Copyright by, and republished with permission of, Habitat Magazine.
A pipe bursts. An apartment floods. The resident files a damage claim against the co-op or condo board, contending that the flood was caused by the board’s failure to provide necessary maintenance of building systems.
The board should not simply write a check for the damages. Instead, it should check the declaration, offering plan or other governing documents to determine if the pipe is located in the so-called “common area,” for which the board is responsible. If it is not, the shareholder or unit-owner must deal with the problem on her own.
In many governing documents, everything inside the walls of an apartment (including the wallpaper) is the responsibility of the apartment owner, while everything outside the apartment walls is the responsibility of the co-op or condo. However, which party is liable for certain damages is a mixed question of fact and law, and therefore caution is advised.
A recent case is illustrative. The plaintiff was the owner of unit in a townhouse complex and a member of the homeowner’s association. According to the complex’s governing declaration, the association had the duty to maintain any pipes that serviced more than one unit; the owner of an individual unit had the duty to maintain pipes that serviced his or her unit exclusively.

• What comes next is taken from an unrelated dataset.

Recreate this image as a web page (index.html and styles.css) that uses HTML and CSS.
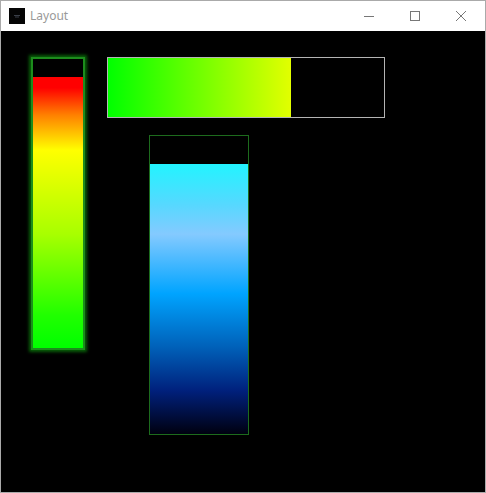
FILE: index.html
```html
<!DOCTYPE html>
<html>
<head>
<meta charset="utf-8">
<title>Layout</title>
<link rel="stylesheet" href="styles.css">
</head>
<body>
<div class="window">
  <div class="titlebar">
    <div class="app-icon">
      <svg width="16" height="16" viewBox="0 0 16 16"><rect width="16" height="16" fill="#050505"/><path d="M5 7.5h6M6 9h4" stroke="#3a3f48" stroke-width="1"/></svg>
    </div>
    <span class="title">Layout</span>
    <div class="controls">
      <span class="ctl"><svg width="12" height="12" viewBox="0 0 12 12"><path d="M1 6.5h10" stroke="#777" stroke-width="1"/></svg></span>
      <span class="ctl"><svg width="12" height="12" viewBox="0 0 12 12"><rect x="1.5" y="1.5" width="9" height="9" fill="none" stroke="#777" stroke-width="1"/></svg></span>
      <span class="ctl"><svg width="12" height="12" viewBox="0 0 12 12"><path d="M1 1L11 11M11 1L1 11" stroke="#777" stroke-width="1"/></svg></span>
    </div>
  </div>
  <div class="content">
    <div class="vbar">
      <div class="vfill" style="height:271px"></div>
    </div>
    <div class="right">
      <div class="hbar">
        <div class="hfill" style="width:183px"></div>
      </div>
      <div class="bbar">
        <div class="bfill" style="height:270px"></div>
      </div>
    </div>
  </div>
</div>
</body>
</html>
```

FILE: styles.css
```css
html, body {
  margin: 0;
  padding: 0;
  background: #000;
}
.window {
  width: 486px;
  height: 493px;
  box-sizing: border-box;
  border: 1px solid #aaaaaa;
  display: flex;
  flex-direction: column;
  overflow: hidden;
}
.titlebar {
  height: 30px;
  flex: none;
  background: #fff;
  display: flex;
  align-items: center;
  font-family: "Noto Sans", "Open Sans", sans-serif;
}
.app-icon {
  width: 16px;
  height: 16px;
  margin-left: 8px;
  display: flex;
}
.title {
  margin-left: 5px;
  font-size: 12px;
  color: #999;
  line-height: 16px;
}
.controls {
  margin-left: auto;
  display: flex;
  gap: 34px;
  margin-right: 18px;
}
.ctl {
  width: 12px;
  height: 12px;
  display: flex;
}
.content {
  flex: 1;
  background: #000;
  display: flex;
  align-items: flex-start;
  padding: 25px 0 0 30px;
}
.vbar {
  width: 50px;
  height: 289px;
  border: 2px solid #1c8c1c;
  box-shadow: 0 0 3px 2px #086008;
  display: flex;
  flex-direction: column;
  justify-content: flex-end;
  margin-top: 1px;
}
.vfill {
  background: linear-gradient(to bottom, #ff0000 0%, #ff0000 4%, #ff8000 14%, #ffff00 27%, #a8ff00 58%, #20ff00 88%, #00ff00 100%);
}
.right {
  margin-left: 22px;
  display: flex;
  flex-direction: column;
  margin-top: 1px;
}
.hbar {
  width: 276px;
  height: 59px;
  border: 1px solid #b4b4b4;
  display: flex;
}
.hfill {
  height: 100%;
  background: linear-gradient(to right, #00ff00, #e2ff00);
}
.bbar {
  margin-top: 17px;
  margin-left: 42px;
  width: 98px;
  height: 298px;
  border: 1px solid #1d6b1d;
  display: flex;
  flex-direction: column;
  justify-content: flex-end;
}
.bfill {
  background: linear-gradient(to bottom, #22f4ff 0%, #56d8ff 15%, #84caff 26%, #00a4ff 48%, #0060b8 68%, #00207c 84%, #000010 100%);
}
```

A unit was flooded during a severe rainstorm. The unit owner sued for negligent maintenance, claiming the flood was caused by the failure of the association to provide adequate maintenance for the drainage pipes underneath the unit. The association moved to dismiss the claim on the ground that it had no obligation to maintain the problematic pipes because they did not service more than one unit. The trial court agreed with the association and dismissed the claim. The unit-owner appealed.
The appellate court noted that the common areas in a cooperative or condominium are usually tailored to conform to the physical layout of the premises. And the fact that a particular pipe is physically connected to, and accessible from, or associated with, a single unit does not end the inquiry. Where the pipe provides a common benefit to more than one unit, it may be deemed to service more than one unit and may be classified as a common element for which the association is responsible.
The association asserted, through the testimony of the plumber who repaired the drainage pipes, that the pipes were wholly within the footprint of the damaged unit, and that the pipes provided drainage solely for that unit. Thus, the association claimed that the pipes did not qualify as a common element.
For the unit-owner, a professional engineer contended that that the pipes served as a communal surface water drainage mechanism for a block of four townhouses, of which the damaged unit was a part. The engineer’s opinion was based on the slope of the block of townhouses and the absence of any other communal drainage system.
The appellate court reversed the lower court’s decision and sent the case back to the trial court. The unit-owner was to be afforded the opportunity to prove at trial that the pipes were common elements to be maintained by the association.
This case illustrates how it may be difficult to determine whether a fixture (such as pipes) is a common element, to be maintained by the association, or lies within a particular unit and thus has to be maintained by the unit’s owner. And that threshold determination may be necessary to decide who failed to meet an obligation to maintain the fixture and is responsible for any resulting damages.
Lesson learned: if a building system fails, reach for your governing documents (or have your attorney do so) before you reach for your checkbook. Liability can be a gray area, and it needs to be cleared up before a board pays any damage claims.